Sartori has written a quick, straightforward novel that never stops looping back on itself. The unlikelihood of God’s position in this narrative is part of the narrative itself. Language, too, circles self-consciously through this tale of otherworldly passion, for like any writer, God must create—this diary at least—through language. “I am immense,” the divine diarist complains,

and my immensity must pass through the lexicon’s narrow neck and the obligatory pathways of syntax (resembling the twists and turns of a digestive system)…. It’s a titanic struggle wrestling with a language that wasn’t made for a god. Everything I say distorts my thoughts (that word!), leads me to utter further nonsense that I don’t mean to say and find repellent.

Language is just one more constraint on the frustrated writer.
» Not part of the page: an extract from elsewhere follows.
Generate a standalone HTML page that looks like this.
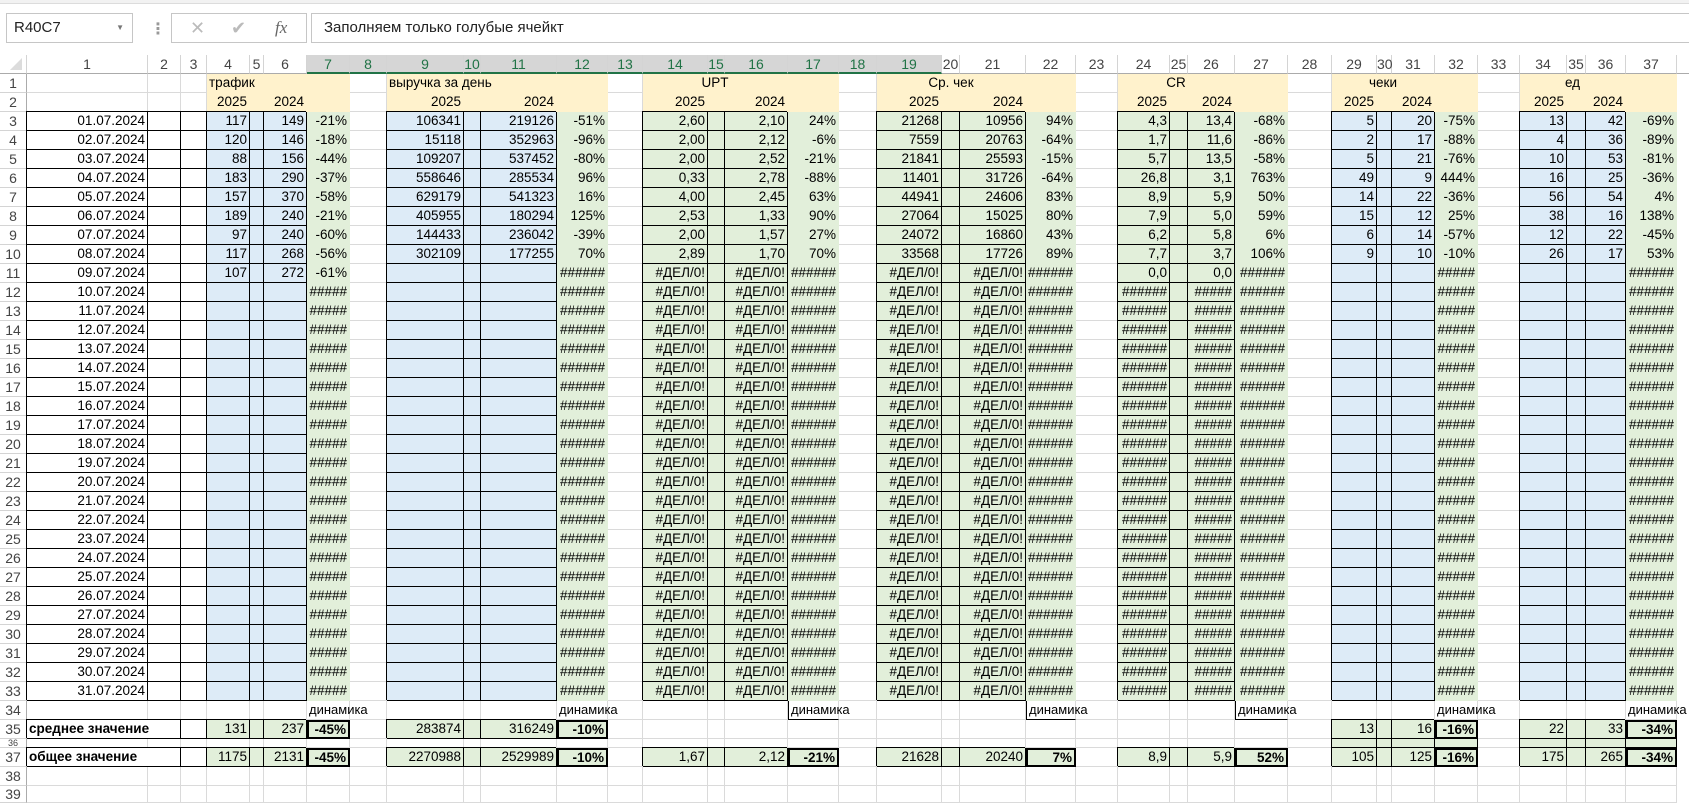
<!DOCTYPE html>
<html><head><meta charset="utf-8">
<style>
*{box-sizing:border-box;margin:0;padding:0}
body{width:1689px;height:803px;background:#fff;position:relative;overflow:hidden;font-family:"Liberation Sans","DejaVu Sans",sans-serif;font-size:13.5px;color:#000}
.c{position:absolute;white-space:nowrap;line-height:18px;padding:0 2px;border-right:1px solid #dadada;border-bottom:1px solid #dadada}
.b{border-right:1px solid #000;border-bottom:1px solid #000;box-shadow:-1px -1px 0 #000}
.t{border:2px solid #000;font-weight:bold;line-height:15px}
.r{text-align:right}.ce{text-align:center}
.z{z-index:3}
.h{position:absolute;text-align:center;color:#444;font-size:14px;border-right:1px solid #d4d4d4;border-bottom:1px solid #ababab;line-height:19px;background:#fff}
.rh{position:absolute;left:0;width:27px;text-align:center;color:#444;font-size:14px;border-right:1px solid #ababab;border-bottom:1px solid #d4d4d4;background:#fff;line-height:18px}
</style></head><body>
<div style="position:absolute;left:0;top:0;width:1689px;height:4px;background:#f2f2f2;border-bottom:1px solid #dcdcdc"></div>
<div style="position:absolute;left:6px;top:13px;width:127px;height:30px;border:1px solid #c6c6c6;font-size:15px;line-height:28px;padding-left:7px;color:#222">R40C7<span style="position:absolute;right:8px;top:0;font-size:8px;color:#777">▼</span></div>
<div style="position:absolute;left:150px;top:19px;font-size:16px;color:#999;font-weight:bold">⋮</div>
<div style="position:absolute;left:171px;top:13px;width:136px;height:30px;border:1px solid #c6c6c6;color:#bbb;font-size:18px;line-height:28px">
<span style="position:absolute;left:18px">✕</span><span style="position:absolute;left:59px">✔</span><span style="position:absolute;left:103px;color:#666;font-family:'Liberation Serif',serif;font-style:italic;font-size:17px">fx</span></div>
<div style="position:absolute;left:311px;top:13px;width:1390px;height:30px;border:1px solid #c6c6c6;font-size:15px;line-height:28px;padding-left:12px;color:#222">Заполняем только голубые ячейкт</div>
<div id="g"></div>
<script>
var W=[121,33,26,43,14,43,43,37,77,17,76,51,35,65,17,63,51,38,65,18,66,50,42,52,18,47,53,44,45,15,43,43,42,47,19,40,51];
var X=[27];for(var i=0;i<W.length;i++)X.push(X[i]+W[i]);
function RY(n){if(n<=36)return 74+(n-1)*19;return 748+(n-37)*19;}
function RH(n){return n==36?9:(n==39?17:19);}
var H='';
H+='<div class="h" style="left:0;top:55px;width:27px;height:19px;background:#fff"><div style="position:absolute;right:4px;bottom:3px;width:0;height:0;border-left:12px solid transparent;border-bottom:12px solid #dcdcdc"></div></div>';
for(var c=1;c<=37;c++){var sel=c>=7&&c<=19;
H+='<div class="h" style="left:'+X[c-1]+'px;top:55px;width:'+W[c-1]+'px;height:19px;'+(sel?'background:#d6d6d6;color:#217346;border-bottom:2px solid #217346;':'')+'">'+c+'</div>';}
H+='<div class="h" style="left:'+X[37]+'px;top:55px;width:20px;height:19px;border-right:none"></div>';
for(var r=1;r<=39;r++)H+='<div class="rh" style="top:'+RY(r)+'px;height:'+RH(r)+'px;line-height:'+(RH(r)-1)+'px;font-size:'+(r==36?'9px':'14px')+'">'+r+'</div>';
var cells={};
function S(r,c,o){cells[r+'_'+c]=o;}
var dates=[];for(var d=1;d<=31;d++)dates.push((d<10?'0':'')+d+'.07.2024');
for(var r=3;r<=33;r++){S(r,1,{t:dates[r-3],cl:'b r'});S(r,2,{cl:'b'});S(r,3,{cl:'b'});}
S(35,1,{t:'среднее значение',cl:'b',w:2,st:'font-weight:bold'});S(35,3,{cl:'b'});
S(37,1,{t:'общее значение',cl:'b',w:2,st:'font-weight:bold'});S(37,3,{cl:'b'});
var G=[
{c:4,lab:'трафик',left:1,inp:1,a:[117,120,88,183,157,189,97,117,107],b:[149,146,156,290,370,240,240,268,272],d:['-21%','-18%','-44%','-37%','-58%','-21%','-60%','-56%','-61%'],rest:['','','#####'],s35:['131','237','-45%'],s37:['1175','2131','-45%']},
{c:9,lab:'выручка за день',left:1,inp:1,a:[106341,15118,109207,558646,629179,405955,144433,302109],b:[219126,352963,537452,285534,541323,180294,236042,177255],d:['-51%','-96%','-80%','96%','16%','125%','-39%','70%'],r11:['','','######'],rest:['','','######'],s35:['283874','316249','-10%'],s37:['2270988','2529989','-10%']},
{c:14,lab:'UPT',a:['2,60','2,00','2,00','0,33','4,00','2,53','2,00','2,89'],b:['2,10','2,12','2,52','2,78','2,45','1,33','1,57','1,70'],d:['24%','-6%','-21%','-88%','63%','90%','27%','70%'],r11:['#ДЕЛ/0!','#ДЕЛ/0!','######'],rest:['#ДЕЛ/0!','#ДЕЛ/0!','######'],s37:['1,67','2,12','-21%'],dl:1},
{c:19,lab:'Ср. чек',a:[21268,7559,21841,11401,44941,27064,24072,33568],b:[10956,20763,25593,31726,24606,15025,16860,17726],d:['94%','-64%','-15%','-64%','83%','80%','43%','89%'],r11:['#ДЕЛ/0!','#ДЕЛ/0!','######'],rest:['#ДЕЛ/0!','#ДЕЛ/0!','######'],s37:['21628','20240','7%'],dl:1},
{c:24,lab:'CR',a:['4,3','1,7','5,7','26,8','8,9','7,9','6,2','7,7'],b:['13,4','11,6','13,5','3,1','5,9','5,0','5,8','3,7'],d:['-68%','-86%','-58%','763%','50%','59%','6%','106%'],r11:['0,0','0,0','######'],rest:['######','#####','######'],s37:['8,9','5,9','52%'],dl:1},
{c:29,lab:'чеки',inp:1,a:[5,2,5,49,14,15,6,9],b:[20,17,21,9,22,12,14,10],d:['-75%','-88%','-76%','444%','-36%','25%','-57%','-10%'],r11:['','','#####'],rest:['','','#####'],s35:['13','16','-16%'],s36:1,s37:['105','125','-16%']},
{c:34,lab:'ед',inp:1,a:[13,4,10,16,56,38,12,26],b:[42,36,53,25,54,16,22,17],d:['-69%','-89%','-81%','-36%','4%','138%','-45%','53%'],r11:['','','######'],rest:['','','######'],s35:['22','33','-34%'],s36:1,s37:['175','265','-34%']}
];
G.forEach(function(g){var c=g.c;var Y='background:#fff2cc;border-color:transparent;';
 for(var k=0;k<4;k++){S(1,c+k,{st:Y});S(2,c+k,{st:Y});}
 if(g.left)S(1,c,{t:g.lab,st:Y,cl:'z'});
 else S(1,c,{t:g.lab,st:Y,w:3,cl:'ce'});
 S(2,c,{t:'2025',st:Y,cl:'r'});S(2,c+2,{t:'2024',st:Y,cl:'r'});
 var bg=g.inp?'background:#ddebf7;':'background:#e2efda;';var GR='background:#e2efda;border-color:transparent;';
 for(var r=3;r<=33;r++){var i=r-3,v;
  if(i<g.a.length)v=[g.a[i],g.b[i],g.d[i]];else if(r==11&&g.r11)v=g.r11;else v=g.rest;
  S(r,c,{t:v[0],cl:'b r',st:bg});S(r,c+1,{cl:'b',st:bg});S(r,c+2,{t:v[1],cl:'b r',st:bg});S(r,c+3,{t:v[2],cl:'r',st:GR});}
 S(34,c+3,{t:'динамика',cl:'z',st:'font-size:13px;'+(g.dl?'border-left:1px solid #000;border-bottom:1px solid #000;':'')});
 function tot(r,v){S(r,c,{t:v[0],cl:'b r',st:'background:#e2efda;'});S(r,c+1,{cl:'b',st:'background:#e2efda;'});S(r,c+2,{t:v[1],cl:'b r',st:'background:#e2efda;'});S(r,c+3,{t:v[2],cl:'t r',st:'background:#e2efda;'});}
 if(g.s35)tot(35,g.s35);tot(37,g.s37);
 if(g.s36)for(var k=0;k<4;k++)S(36,c+k,{cl:'b',st:'background:#e2efda;'});
});
for(var r=1;r<=39;r++){var skip=0;for(var c=1;c<=37;c++){if(skip>0){skip--;continue;}
 var o=cells[r+'_'+c]||{};var w=W[c-1];if(o.w){for(var k=1;k<o.w;k++)w+=W[c-1+k];skip=o.w-1;}
 var h=RH(r);
 H+='<div class="c '+(o.cl||'')+'" style="left:'+X[c-1]+'px;top:'+RY(r)+'px;width:'+w+'px;height:'+h+'px;'+(o.st||'')+(h<15?'font-size:1px;':'')+'">'+(o.t!==undefined?o.t:'')+'</div>';}}
document.getElementById('g').innerHTML=H;
</script>
</body></html>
Humans are not only limited by their mortality, they are limited by their woeful language. And the minute God decided to put his thoughts into words, he is caught up in its human, earthly bonds. “It’s language that reduced me to this state…. Every language contains all the folly that humans are capable of.” A proper language for a god would consist of “billions and billions of words that zoom around in all directions like sparks rather than follow one another in slavish single file like dumb ants.” Alas, there’s always that annoying monotheism—no one to hear you speak in your marvelous divine language, no one to listen to.

Language, writing, thinking—these are the culprits, God decides. They lead to feelings. To love:

It’s this “diary”—N.B. not one day has ever gone by for me out here—that’s bringing me to ruin. You write, and the more you write the dizzier you become, and you end up with a headful of foolishness.

In a love story narrated by a god who scorns both language and writing, not to mention love, the next part of the joke is how deftly recognizable God’s story is as part of the literary tradition. Boy meets girl. Girl is beneath him socially. Boy falls head over heels for girl.

Even when God announces to his diary that he intends to find a proper, human boyfriend for Daphne, we are in familiar territory, and we wonder if God will be as doomed as Jane Austen’s Emma, literature’s finest clueless matchmaker. Sartori has bestowed on us a narrative that is both comforting and disconcerting. His main character is preposterous and genuine, a supremely confident supreme being discovering the immensity of human insignificance, the wonders of confusion and vulnerability, the limitless frustrations of language and love and, of course, sex. Like an inside-out Whitman, God learns to contradict himself. He’s large, he contains multitudes, and he is the ultimate unreliable narrator.